Para o primeiro Fórum Social Mundial, a algum espírito sensível ocorreu a idéia de que as pessoas trouxessem consigo pedras dos seus lugares de origem, dos seus continentes. Depositadas sobre o recanto de um jardim à entrada da PUC-RS, formaram outro jardim de enigmas: um mosaico de pedras e sentidos. Devo me aproximar das pedras desse mosaico imperfeito, para dialogar com elas. São pedras de diferentes idades e formas. Trazem inscritos na superfície os códigos do vasto tempo mineral, do esmeril dos ventos e, também, dos frágeis tempos humanos. Pensá-las como testemunhos da aventura imemorial dos povos que as converteram em alicerces, paredes, ladrilhos, casas, estradas, monumentos. Pensálas como signos das vontades impressas em cada experiência que representam. E nas mãos de quem as trouxe até aqui, vindas do Sul e do Norte; da sensibilidade e da compaixão; das lutas contra a fome e o horror da guerra; da solidariedade; vindas do combate à indiferença diante da dor do outro e das antigas cartografias que nos ensinaram a precária noção de um planeta precário: os contornos da Austrália, da Ásia, da Europa, da África e da América percebidos como lugares tocados – freqüentemente de modo devastador – pelas mãos humanas. Examiná-las sob essa nova luz que escapa pelas frestas da lógica do mercado. Uma luz ao sul das engrenagens que trituram identidades culturais, línguas, povos, nações; de modo limpo, asséptico e silencioso. E na velocidade dos computadores.
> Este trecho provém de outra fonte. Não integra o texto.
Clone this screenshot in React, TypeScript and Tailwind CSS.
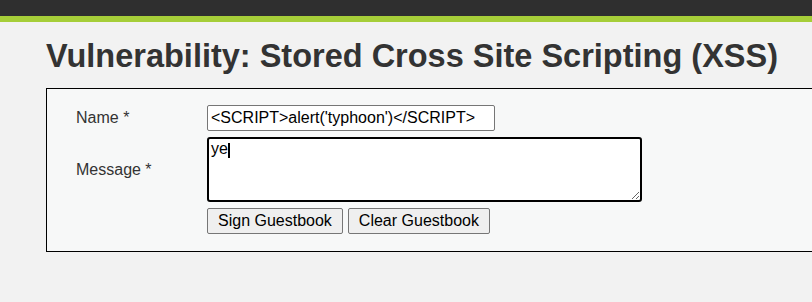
import React from "react";

const App = () => {
  return (
    <div
      className="w-[812px] h-[302px] overflow-hidden bg-[#f2f2f2]"
      style={{ fontFamily: '"Liberation Sans", Arial, sans-serif' }}
    >
      <div className="h-[16px] bg-[#2f2f2f]" />
      <div className="h-[6px] bg-[#a6ce39]" />

      <div className="pl-[46px]">
        <h1 className="mt-[16px] text-[32.5px] leading-[36px] font-bold text-[#333333] whitespace-nowrap">
          Vulnerability: Stored Cross Site Scripting (XSS)
        </h1>

        <div className="mt-[14px] w-[900px] border border-black bg-[#f7f8f8] pl-[29px] pt-[16px] pb-[17px]">
          <form
            className="grid grid-cols-[131px_1fr] items-center gap-y-[6px] text-[16px] text-[#333333]"
            onSubmit={(e) => e.preventDefault()}
          >
            <label>Name *</label>
            <div>
              <input
                type="text"
                defaultValue="<SCRIPT>alert('typhoon')</SCRIPT>"
                className="w-[288px] h-[26px] border border-[#767676] rounded-[2px] bg-white px-[3px] text-[16px] text-black outline-none"
              />
            </div>

            <label>Message *</label>
            <div className="relative w-[435px]">
              <textarea
                defaultValue="ye"
                className="block w-[435px] h-[65px] border-2 border-black rounded-[3px] bg-white px-[2px] pt-[1px] text-[16px] leading-[18px] text-black outline-none"
              />
              <span className="absolute left-[21px] top-[6px] w-[2px] h-[15px] bg-black" />
            </div>

            <div />
            <div className="flex gap-[5px]">
              <button
                type="button"
                className="h-[26px] px-[10px] border border-[#767676] rounded-[2px] bg-[#efefef] text-[16px] text-black"
              >
                Sign Guestbook
              </button>
              <button
                type="button"
                className="h-[26px] px-[10px] border border-[#767676] rounded-[2px] bg-[#efefef] text-[16px] text-black"
              >
                Clear Guestbook
              </button>
            </div>
          </form>
        </div>
      </div>
    </div>
  );
};

export default App;
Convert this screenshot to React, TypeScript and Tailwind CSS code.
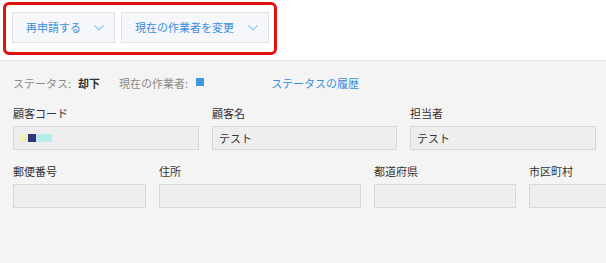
import React from 'react';

const font = { fontFamily: '"Noto Sans CJK JP", "Noto Sans", sans-serif' };

function Chevron() {
  return (
    <svg width="10" height="6" viewBox="0 0 10 6" fill="none" className="shrink-0">
      <path d="M0.5 0.5 L5 5 L9.5 0.5" stroke="#8cc4ee" strokeWidth="1.1" />
    </svg>
  );
}

function ActionButton({ label, width }: { label: string; width: string }) {
  return (
    <button
      className={`${width} h-[31px] flex items-center justify-between pl-[13px] pr-[10px] bg-[#f5f7fa] border border-[#dfe3e8] text-[11px] text-[#3a8ee0]`}
    >
      <span>{label}</span>
      <Chevron />
    </button>
  );
}

function Field({ label, width, children }: { label: string; width: string; children?: React.ReactNode }) {
  return (
    <div className={`${width} shrink-0`}>
      <div className="text-[11px] leading-[16px] text-[#333]">{label}</div>
      <div className="mt-[5px] h-[24px] bg-[#eeeeee] border border-[#d8d8d8] flex items-center pl-[6px] text-[11px] text-[#333]">
        {children}
      </div>
    </div>
  );
}

export default function App() {
  return (
    <div className="min-h-screen bg-[#f4f4f4] overflow-hidden" style={font}>
      <div className="h-[61px] bg-white border-b border-[#e6e6e6] pt-[2px] pl-[3px]">
        <div className="w-[274px] h-[53px] border-[3px] border-[#e0140c] rounded-[6px] pt-[7px] pl-[6px] flex gap-[6px]">
          <ActionButton label="再申請する" width="w-[103px]" />
          <ActionButton label="現在の作業者を変更" width="w-[148px]" />
        </div>
      </div>

      <div className="px-[13px] pt-[14px] flex items-center text-[11px] leading-[16px]">
        <span className="text-[#8a8a8a]">ステータス:</span>
        <span className="ml-[7px] font-bold text-[#333]">却下</span>
        <span className="ml-[19px] text-[#8a8a8a]">現在の作業者:</span>
        <span className="ml-[8px] w-[8px] h-[8px] bg-[#3a9ad9] mb-[3px]" />
        <span className="ml-[67px] text-[#3a8ee0]">ステータスの履歴</span>
      </div>

      <div className="px-[13px] mt-[14px] flex gap-[13px]">
        <Field label="顧客コード" width="w-[186px]">
          <div className="flex h-[8px]">
            <span className="w-[8px] bg-[#f0eebb]" />
            <span className="w-[8px] bg-[#33337a]" />
            <span className="w-[16px] bg-[#b8ecec]" />
          </div>
        </Field>
        <Field label="顧客名" width="w-[185px]">テスト</Field>
        <Field label="担当者" width="w-[186px]">テスト</Field>
      </div>

      <div className="px-[13px] mt-[13px] flex gap-[13px]">
        <Field label="郵便番号" width="w-[133px]" />
        <Field label="住所" width="w-[202px]" />
        <Field label="都道府県" width="w-[142px]" />
        <Field label="市区町村" width="w-[142px]" />
      </div>
    </div>
  );
}
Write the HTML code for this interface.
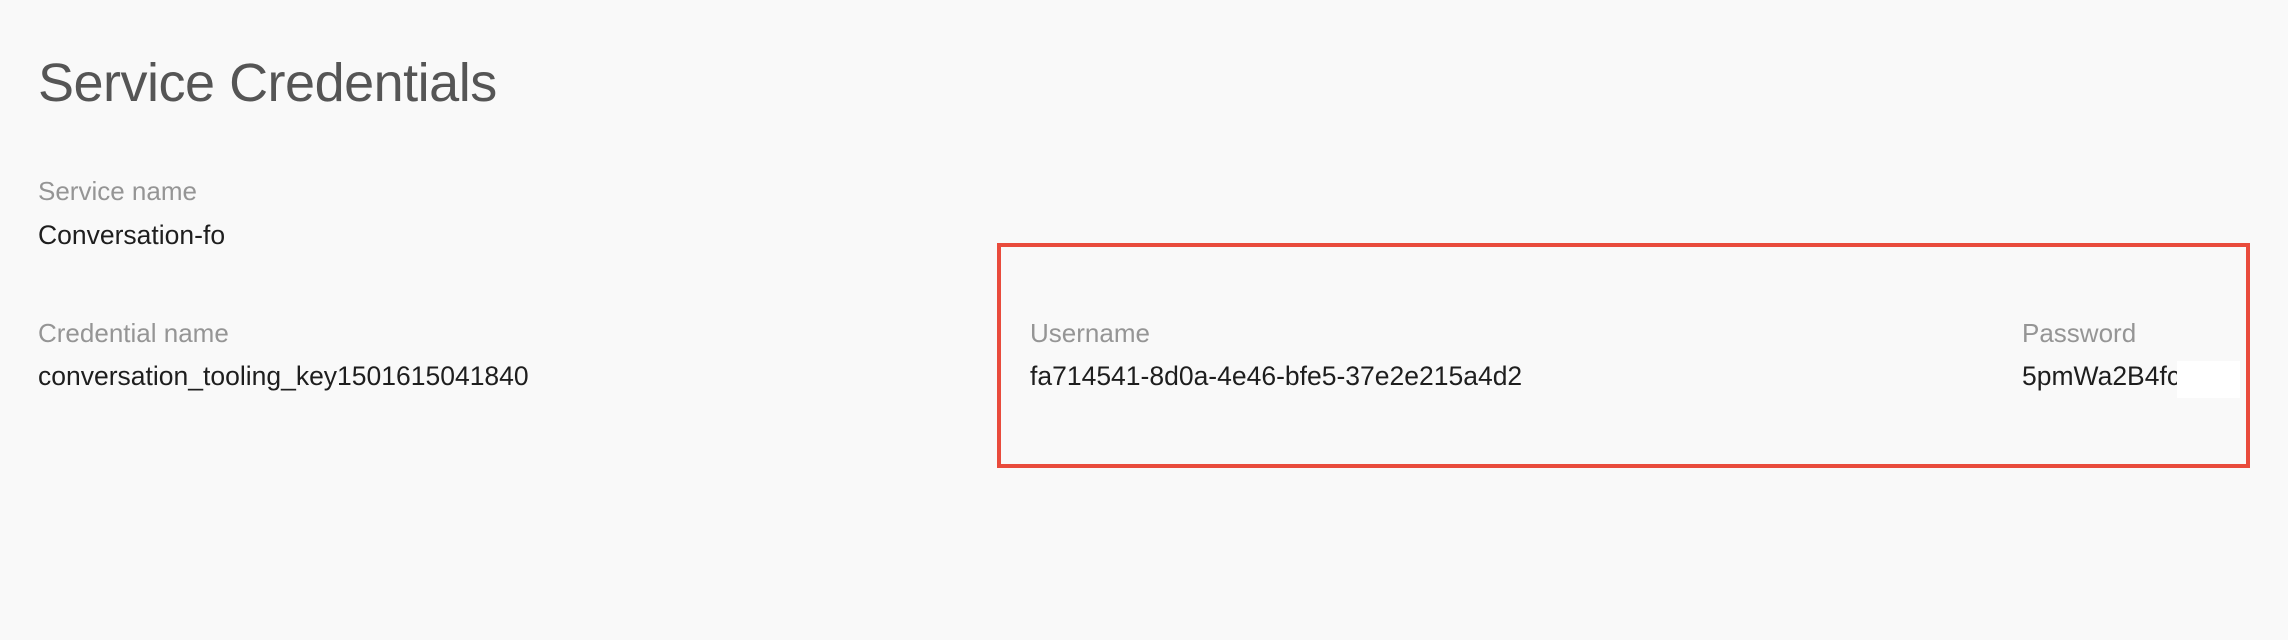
<!DOCTYPE html>
<html><head><style>
html,body{margin:0;padding:0;}
body{width:2288px;height:640px;background:#f9f9f9;position:relative;overflow:hidden;font-family:"Liberation Sans",Arial,sans-serif;}
.t{position:absolute;white-space:nowrap;line-height:1;}
.title{left:38px;top:56px;font-size:54px;color:#555;letter-spacing:-0.5px;}
.lab{font-size:26px;color:#959595;}
.val{font-size:26.5px;color:#1e1e1e;letter-spacing:0;}
.box{position:absolute;left:997px;top:243px;width:1245px;height:217px;border:4px solid #e94b3c;}
.mask{position:absolute;left:2177px;top:361px;width:63px;height:37px;background:#fff;}
</style></head><body>
<div class="t title">Service Credentials</div>
<div class="t lab" style="left:38px;top:178px">Service name</div>
<div class="t val" style="left:38px;top:222px">Conversation-fo</div>
<div class="t lab" style="left:38px;top:320px">Credential name</div>
<div class="t val" style="left:38px;top:363px">conversation_tooling_key1501615041840</div>
<div class="box"></div>
<div class="t lab" style="left:1030px;top:320px">Username</div>
<div class="t val" style="left:1030px;top:363px">fa714541-8d0a-4e46-bfe5-37e2e215a4d2</div>
<div class="t lab" style="left:2022px;top:320px">Password</div>
<div class="t val" style="left:2022px;top:363px">5pmWa2B4fc</div>
<div class="mask"></div>
</body></html>
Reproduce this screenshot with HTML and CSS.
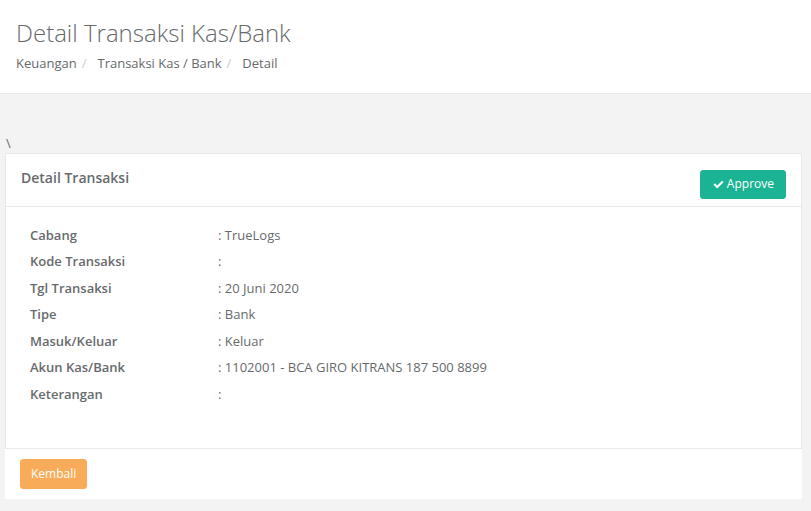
FILE: index.html
```html
<!DOCTYPE html>
<html>
<head>
<meta charset="utf-8">
<link rel="stylesheet" href="styles.css">
</head>
<body>
<div class="page-heading">
  <h2 class="page-title">Detail Transaksi Kas/Bank</h2>
  <ol class="breadcrumb">
    <li>Keuangan</li>
    <li class="sep">/</li>
    <li>Transaksi Kas / Bank</li>
    <li class="sep">/</li>
    <li>Detail</li>
  </ol>
</div>
<div class="wrapper">
  <div class="stray">\</div>
  <div class="ibox">
    <div class="ibox-title">
      <h5 class="ibox-heading">Detail Transaksi</h5>
      <button class="btn btn-primary"><svg class="icon" viewBox="0 0 12 12" width="11" height="11"><path d="M0.5 6.3 L2.2 4.6 L4.6 7 L9.8 1.8 L11.5 3.5 L4.6 10.4 Z" fill="#fff"/></svg>Approve</button>
    </div>
    <div class="ibox-content">
      <div class="detail-grid">
        <div class="label">Cabang</div><div class="value">: TrueLogs</div>
        <div class="label">Kode Transaksi</div><div class="value">:</div>
        <div class="label">Tgl Transaksi</div><div class="value">: 20 Juni 2020</div>
        <div class="label">Tipe</div><div class="value">: Bank</div>
        <div class="label">Masuk/Keluar</div><div class="value">: Keluar</div>
        <div class="label">Akun Kas/Bank</div><div class="value">: 1102001 - BCA GIRO KITRANS 187 500 8899</div>
        <div class="label">Keterangan</div><div class="value">:</div>
      </div>
    </div>
    <div class="ibox-footer">
      <button class="btn btn-warning">Kembali</button>
    </div>
  </div>
</div>
</body>
</html>
```
FILE: styles.css
```css
* { box-sizing: border-box; }
html, body {
  margin: 0;
  padding: 0;
  height: 100%;
}
body {
  background: #f3f3f4;
  font-family: "Open Sans", "Liberation Sans", sans-serif;
  font-size: 13px;
  color: #676a6c;
  overflow: hidden;
}
.page-heading {
  background: #fff;
  border-bottom: 1px solid #e7eaec;
  padding: 20px 16px 20px;
}
.page-title {
  margin: 0 0 8px;
  font-size: 24px;
  font-weight: 300;
  line-height: 26.4px;
  color: #676a6c;
}
.breadcrumb {
  list-style: none;
  margin: 0;
  padding: 0;
  display: flex;
  line-height: 18.6px;
}
.breadcrumb .sep {
  color: #ccc;
  padding: 0 11px 0 5px;
}
.wrapper {
  padding: 40px 9px 0 5px;
}
.stray {
  line-height: 18.6px;
  padding-left: 1px;
}
.ibox {
  background: #fff;
}
.ibox-title {
  display: flex;
  justify-content: space-between;
  align-items: flex-start;
  padding: 15px 15px 7px;
  border: 1px solid #e7eaec;
}
.ibox-heading {
  margin: 0;
  font-size: 14px;
  font-weight: 600;
  line-height: 18px;
}
.btn {
  font-family: inherit;
  font-size: 12px;
  line-height: 18px;
  padding: 5px 10px;
  border-radius: 3px;
  border: 1px solid transparent;
  color: #fff;
  display: inline-flex;
  align-items: center;
  height: 30px;
}
.btn-primary {
  background: #1ab394;
  border-color: #1ab394;
  margin-top: 1px;
  height: 29px;
  padding: 5px 11px 5px 12px;
}
.btn-warning {
  background: #f8ac59;
  border-color: #f8ac59;
  height: 30px;
  padding: 5px 10px;
}
.icon {
  margin-right: 3px;
}
.ibox-content {
  border: 1px solid #e7eaec;
  border-top: 0;
  padding: 15px 24px 41px;
}
.detail-grid {
  display: grid;
  grid-template-columns: 188px 1fr;
  grid-auto-rows: 26.5px;
  align-items: center;
}
.label {
  font-weight: 600;
}
.ibox-footer {
  padding: 10px 15px;
}
```
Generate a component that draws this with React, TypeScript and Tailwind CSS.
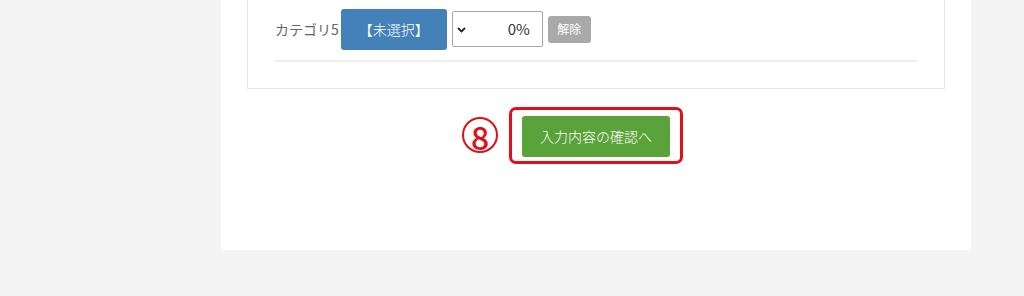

Percorrido o tempo – breve e trágico – de um século, afastamo-nos das utopias unificadoras, redutoras e, portanto, autoritárias. Todos conhecemos o perigo que reside na alma dos(as) utopistas possuídos(as) pelas absolutas verdades que professam. Aprendemos a ler nas pedras inscritas do século XX até onde nos levam essas utopias: a Auschwitz ou ao gulag. Independente das forças políticas que a governem, Porto Alegre se desenha como a cidade da invenção, da reinvenção de utopias a partir da crítica, da pluralidade, da diversidade, da infinita multiplicidade dos nossos enfoques.

Refletindo sobre modernidade e romantismo, num pequeno texto incluído no volume A outra voz, Octavio Paz, severo crítico das utopias socialistas, nos adverte: “A utopia é a outra face da crítica e só uma idade da crítica pode ser inventora de utopias: o buraco deixado pelas demolições do espírito crítico é sempre ocupado pelas construções utópicas. As utopias são os sonhos da razão. Sonhos ativos que se transformam em revoluções e reformas”. Ele se referia às grandes utopias do século XVIII que resultaram da implacável crítica que as precedeu – convertida em ação revolucionária em 1789 –, que, por sua vez, seriam alimentadoras da crítica ainda mais radical do movimento operário e socialista do século XIX.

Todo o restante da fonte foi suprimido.